_Data rows_

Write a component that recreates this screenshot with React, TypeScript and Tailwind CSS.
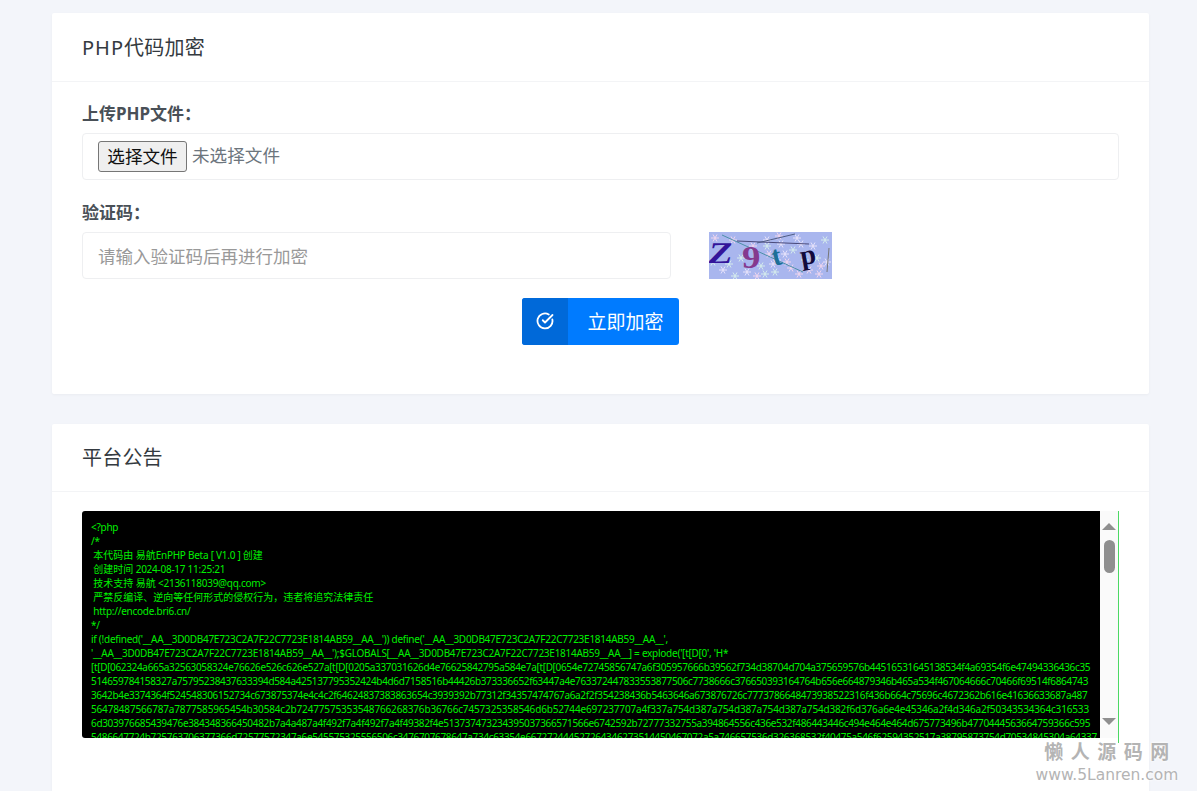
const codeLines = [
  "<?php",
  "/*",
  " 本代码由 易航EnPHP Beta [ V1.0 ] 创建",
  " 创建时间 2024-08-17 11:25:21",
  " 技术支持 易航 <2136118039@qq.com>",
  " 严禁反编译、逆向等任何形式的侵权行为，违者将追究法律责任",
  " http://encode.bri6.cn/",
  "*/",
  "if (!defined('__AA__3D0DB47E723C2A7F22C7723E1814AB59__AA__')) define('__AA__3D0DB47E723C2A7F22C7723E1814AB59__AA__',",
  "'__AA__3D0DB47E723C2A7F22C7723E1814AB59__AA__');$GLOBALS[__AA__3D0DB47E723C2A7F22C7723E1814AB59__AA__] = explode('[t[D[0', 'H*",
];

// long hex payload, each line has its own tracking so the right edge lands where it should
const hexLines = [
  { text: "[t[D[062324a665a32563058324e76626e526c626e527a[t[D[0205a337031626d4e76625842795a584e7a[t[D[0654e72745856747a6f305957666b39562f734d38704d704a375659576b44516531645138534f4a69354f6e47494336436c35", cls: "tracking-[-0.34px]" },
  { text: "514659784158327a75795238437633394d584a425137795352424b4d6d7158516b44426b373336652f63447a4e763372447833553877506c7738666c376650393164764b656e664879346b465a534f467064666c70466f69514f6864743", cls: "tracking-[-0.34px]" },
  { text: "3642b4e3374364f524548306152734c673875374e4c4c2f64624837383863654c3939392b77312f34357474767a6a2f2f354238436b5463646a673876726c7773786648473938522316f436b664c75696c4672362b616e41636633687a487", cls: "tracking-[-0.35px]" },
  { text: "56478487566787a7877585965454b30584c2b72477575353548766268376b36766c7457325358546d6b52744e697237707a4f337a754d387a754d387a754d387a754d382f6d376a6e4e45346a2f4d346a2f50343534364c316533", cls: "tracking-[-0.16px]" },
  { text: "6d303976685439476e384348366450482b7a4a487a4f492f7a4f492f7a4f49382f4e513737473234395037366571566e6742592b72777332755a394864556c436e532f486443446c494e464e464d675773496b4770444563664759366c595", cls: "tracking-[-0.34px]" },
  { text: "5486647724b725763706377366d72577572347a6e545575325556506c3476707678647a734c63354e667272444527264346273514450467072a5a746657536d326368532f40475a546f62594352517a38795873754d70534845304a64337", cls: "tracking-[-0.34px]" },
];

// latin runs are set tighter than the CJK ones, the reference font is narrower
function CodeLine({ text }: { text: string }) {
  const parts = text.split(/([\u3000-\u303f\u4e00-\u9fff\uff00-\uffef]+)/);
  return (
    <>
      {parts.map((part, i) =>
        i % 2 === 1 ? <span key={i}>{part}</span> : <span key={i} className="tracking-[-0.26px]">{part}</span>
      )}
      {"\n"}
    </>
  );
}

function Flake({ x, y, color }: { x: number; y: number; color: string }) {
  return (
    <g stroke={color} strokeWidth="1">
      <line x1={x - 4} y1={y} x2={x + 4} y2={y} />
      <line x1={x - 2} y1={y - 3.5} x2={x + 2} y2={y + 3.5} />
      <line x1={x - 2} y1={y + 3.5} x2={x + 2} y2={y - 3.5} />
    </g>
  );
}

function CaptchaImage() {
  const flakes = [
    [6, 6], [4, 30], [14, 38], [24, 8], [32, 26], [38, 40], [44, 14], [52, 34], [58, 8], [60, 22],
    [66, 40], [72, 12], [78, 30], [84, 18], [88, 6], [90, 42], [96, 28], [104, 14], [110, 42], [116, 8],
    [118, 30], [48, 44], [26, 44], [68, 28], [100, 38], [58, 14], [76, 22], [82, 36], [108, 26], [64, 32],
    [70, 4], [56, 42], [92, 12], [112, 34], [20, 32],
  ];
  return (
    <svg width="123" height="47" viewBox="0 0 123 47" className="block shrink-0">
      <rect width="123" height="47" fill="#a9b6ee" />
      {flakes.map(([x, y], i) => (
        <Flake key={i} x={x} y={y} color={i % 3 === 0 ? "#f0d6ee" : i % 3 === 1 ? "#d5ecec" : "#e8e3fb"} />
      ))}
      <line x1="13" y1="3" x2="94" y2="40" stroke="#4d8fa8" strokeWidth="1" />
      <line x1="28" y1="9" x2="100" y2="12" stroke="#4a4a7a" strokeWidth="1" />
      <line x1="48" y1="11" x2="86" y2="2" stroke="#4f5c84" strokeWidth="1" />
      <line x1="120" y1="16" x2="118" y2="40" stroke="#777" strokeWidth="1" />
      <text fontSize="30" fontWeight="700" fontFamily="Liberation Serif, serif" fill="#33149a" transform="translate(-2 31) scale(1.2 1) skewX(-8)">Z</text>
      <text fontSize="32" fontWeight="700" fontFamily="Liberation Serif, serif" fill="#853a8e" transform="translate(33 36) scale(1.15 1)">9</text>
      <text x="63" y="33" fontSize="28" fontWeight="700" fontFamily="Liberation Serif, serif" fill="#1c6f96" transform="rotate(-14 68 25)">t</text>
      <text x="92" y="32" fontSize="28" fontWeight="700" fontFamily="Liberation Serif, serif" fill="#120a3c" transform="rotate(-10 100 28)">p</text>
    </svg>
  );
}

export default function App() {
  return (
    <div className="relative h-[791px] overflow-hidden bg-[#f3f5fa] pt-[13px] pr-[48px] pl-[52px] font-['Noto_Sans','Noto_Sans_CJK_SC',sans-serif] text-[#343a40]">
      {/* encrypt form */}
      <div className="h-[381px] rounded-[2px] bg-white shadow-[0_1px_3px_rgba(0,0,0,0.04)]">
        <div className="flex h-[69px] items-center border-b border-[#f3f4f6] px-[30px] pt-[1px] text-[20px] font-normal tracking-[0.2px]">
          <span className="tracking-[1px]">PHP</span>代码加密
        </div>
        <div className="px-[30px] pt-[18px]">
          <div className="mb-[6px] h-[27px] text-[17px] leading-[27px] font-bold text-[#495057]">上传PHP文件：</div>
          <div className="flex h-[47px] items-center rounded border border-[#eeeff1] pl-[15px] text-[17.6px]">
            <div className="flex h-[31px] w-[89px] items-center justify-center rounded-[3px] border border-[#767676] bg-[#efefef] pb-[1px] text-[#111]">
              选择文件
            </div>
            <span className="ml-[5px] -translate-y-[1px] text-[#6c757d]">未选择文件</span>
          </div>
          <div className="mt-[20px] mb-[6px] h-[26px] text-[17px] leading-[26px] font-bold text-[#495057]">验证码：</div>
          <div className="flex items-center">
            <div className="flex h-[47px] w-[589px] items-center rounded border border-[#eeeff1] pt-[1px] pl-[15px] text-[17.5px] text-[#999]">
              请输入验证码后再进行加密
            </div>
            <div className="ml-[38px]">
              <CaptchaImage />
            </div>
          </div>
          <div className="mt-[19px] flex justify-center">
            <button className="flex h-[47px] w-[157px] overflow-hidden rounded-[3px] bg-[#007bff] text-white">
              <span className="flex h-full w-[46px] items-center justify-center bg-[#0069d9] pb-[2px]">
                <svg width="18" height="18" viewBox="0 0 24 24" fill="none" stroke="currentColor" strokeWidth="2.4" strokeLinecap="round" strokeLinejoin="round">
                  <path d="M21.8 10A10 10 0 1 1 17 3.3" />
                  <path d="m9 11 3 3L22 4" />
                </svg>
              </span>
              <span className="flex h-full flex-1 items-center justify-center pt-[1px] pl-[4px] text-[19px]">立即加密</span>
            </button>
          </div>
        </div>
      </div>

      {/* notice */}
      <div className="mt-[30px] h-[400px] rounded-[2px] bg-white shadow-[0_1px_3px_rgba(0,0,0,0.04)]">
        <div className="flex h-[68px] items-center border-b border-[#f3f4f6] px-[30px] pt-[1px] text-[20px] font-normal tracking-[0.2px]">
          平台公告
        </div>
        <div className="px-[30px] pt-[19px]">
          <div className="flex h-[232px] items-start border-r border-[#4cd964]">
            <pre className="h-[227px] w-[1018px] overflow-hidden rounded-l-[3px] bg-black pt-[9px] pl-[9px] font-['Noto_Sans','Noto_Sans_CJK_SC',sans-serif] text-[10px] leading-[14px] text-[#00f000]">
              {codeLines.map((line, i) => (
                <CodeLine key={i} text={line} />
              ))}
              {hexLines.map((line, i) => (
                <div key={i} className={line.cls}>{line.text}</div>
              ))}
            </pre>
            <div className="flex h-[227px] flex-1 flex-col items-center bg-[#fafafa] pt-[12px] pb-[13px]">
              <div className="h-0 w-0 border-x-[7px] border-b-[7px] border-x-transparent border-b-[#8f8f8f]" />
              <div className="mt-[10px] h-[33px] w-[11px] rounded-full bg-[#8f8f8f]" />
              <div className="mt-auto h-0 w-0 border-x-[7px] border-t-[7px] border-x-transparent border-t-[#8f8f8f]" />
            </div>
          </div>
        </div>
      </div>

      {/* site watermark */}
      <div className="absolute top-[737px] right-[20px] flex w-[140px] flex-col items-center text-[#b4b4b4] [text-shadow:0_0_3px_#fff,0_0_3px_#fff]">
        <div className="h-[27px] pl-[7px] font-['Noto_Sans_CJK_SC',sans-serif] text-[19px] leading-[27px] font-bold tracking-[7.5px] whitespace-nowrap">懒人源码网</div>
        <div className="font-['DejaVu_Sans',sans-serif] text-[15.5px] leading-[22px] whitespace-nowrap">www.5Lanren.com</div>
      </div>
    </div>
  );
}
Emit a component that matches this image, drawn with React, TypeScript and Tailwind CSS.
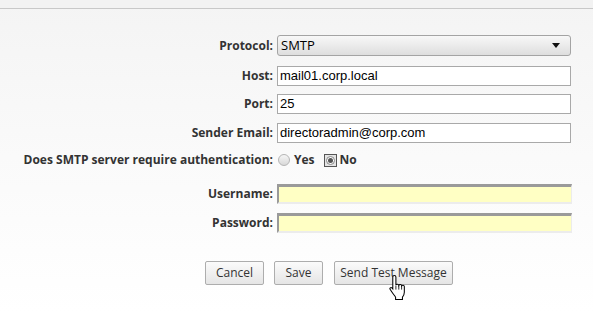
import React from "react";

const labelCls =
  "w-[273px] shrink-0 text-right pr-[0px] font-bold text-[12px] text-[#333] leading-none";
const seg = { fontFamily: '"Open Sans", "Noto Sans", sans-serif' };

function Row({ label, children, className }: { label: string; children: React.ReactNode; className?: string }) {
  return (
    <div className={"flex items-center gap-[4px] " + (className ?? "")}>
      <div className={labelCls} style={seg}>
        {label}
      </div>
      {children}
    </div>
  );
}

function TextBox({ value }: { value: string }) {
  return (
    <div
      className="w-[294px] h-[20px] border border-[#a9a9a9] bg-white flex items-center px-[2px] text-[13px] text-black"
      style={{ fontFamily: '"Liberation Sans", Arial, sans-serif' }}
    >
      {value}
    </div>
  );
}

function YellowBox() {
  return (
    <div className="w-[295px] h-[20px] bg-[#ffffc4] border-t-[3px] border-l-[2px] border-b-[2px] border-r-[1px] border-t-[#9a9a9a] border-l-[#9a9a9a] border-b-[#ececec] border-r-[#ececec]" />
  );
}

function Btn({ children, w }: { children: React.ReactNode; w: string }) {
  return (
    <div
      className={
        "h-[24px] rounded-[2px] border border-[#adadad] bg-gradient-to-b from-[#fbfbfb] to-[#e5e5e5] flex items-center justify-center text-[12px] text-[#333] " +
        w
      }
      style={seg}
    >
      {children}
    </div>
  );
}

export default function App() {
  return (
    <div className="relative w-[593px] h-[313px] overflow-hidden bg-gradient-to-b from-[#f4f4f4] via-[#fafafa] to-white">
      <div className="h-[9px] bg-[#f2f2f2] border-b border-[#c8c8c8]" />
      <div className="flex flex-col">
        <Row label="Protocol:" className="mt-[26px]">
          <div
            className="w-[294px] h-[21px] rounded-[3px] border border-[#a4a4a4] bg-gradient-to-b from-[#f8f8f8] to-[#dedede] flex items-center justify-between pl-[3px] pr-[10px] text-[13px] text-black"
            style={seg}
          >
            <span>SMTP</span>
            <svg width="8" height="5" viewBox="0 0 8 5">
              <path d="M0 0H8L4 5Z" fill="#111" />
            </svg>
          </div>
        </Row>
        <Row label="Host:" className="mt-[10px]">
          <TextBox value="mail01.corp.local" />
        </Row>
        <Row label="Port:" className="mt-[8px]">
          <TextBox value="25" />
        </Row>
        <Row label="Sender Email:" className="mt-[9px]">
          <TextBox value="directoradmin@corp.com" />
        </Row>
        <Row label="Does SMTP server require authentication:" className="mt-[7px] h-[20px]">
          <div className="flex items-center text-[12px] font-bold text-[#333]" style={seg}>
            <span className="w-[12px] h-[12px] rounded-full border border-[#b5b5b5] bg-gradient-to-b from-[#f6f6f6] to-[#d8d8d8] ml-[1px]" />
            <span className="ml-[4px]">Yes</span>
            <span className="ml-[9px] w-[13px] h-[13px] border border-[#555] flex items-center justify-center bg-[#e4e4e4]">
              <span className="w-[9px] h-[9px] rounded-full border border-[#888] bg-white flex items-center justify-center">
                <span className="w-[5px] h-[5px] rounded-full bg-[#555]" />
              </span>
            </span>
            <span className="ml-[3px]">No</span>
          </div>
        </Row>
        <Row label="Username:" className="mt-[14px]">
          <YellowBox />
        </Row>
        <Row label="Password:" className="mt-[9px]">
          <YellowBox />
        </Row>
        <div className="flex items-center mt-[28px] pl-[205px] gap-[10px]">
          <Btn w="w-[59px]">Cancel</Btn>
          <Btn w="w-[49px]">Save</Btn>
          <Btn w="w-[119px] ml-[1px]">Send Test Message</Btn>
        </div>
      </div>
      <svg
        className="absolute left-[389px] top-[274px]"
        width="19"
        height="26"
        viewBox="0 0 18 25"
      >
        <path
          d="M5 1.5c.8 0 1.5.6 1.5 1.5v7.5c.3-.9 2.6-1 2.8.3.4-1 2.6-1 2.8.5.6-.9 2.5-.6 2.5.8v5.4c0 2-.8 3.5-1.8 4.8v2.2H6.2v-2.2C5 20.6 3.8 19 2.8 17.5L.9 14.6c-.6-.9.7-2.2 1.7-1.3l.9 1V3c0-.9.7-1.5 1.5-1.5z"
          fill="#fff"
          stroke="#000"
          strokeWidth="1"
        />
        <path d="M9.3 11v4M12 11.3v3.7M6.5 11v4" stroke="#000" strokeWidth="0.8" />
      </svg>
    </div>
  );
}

_Work to be completed_
List the lines of the material in which the word "with" occurs.

_Result for this task_
Write a component that recreates this screenshot with React, TypeScript and Tailwind CSS.
Emit a component that matches this image, drawn with React, TypeScript and Tailwind CSS.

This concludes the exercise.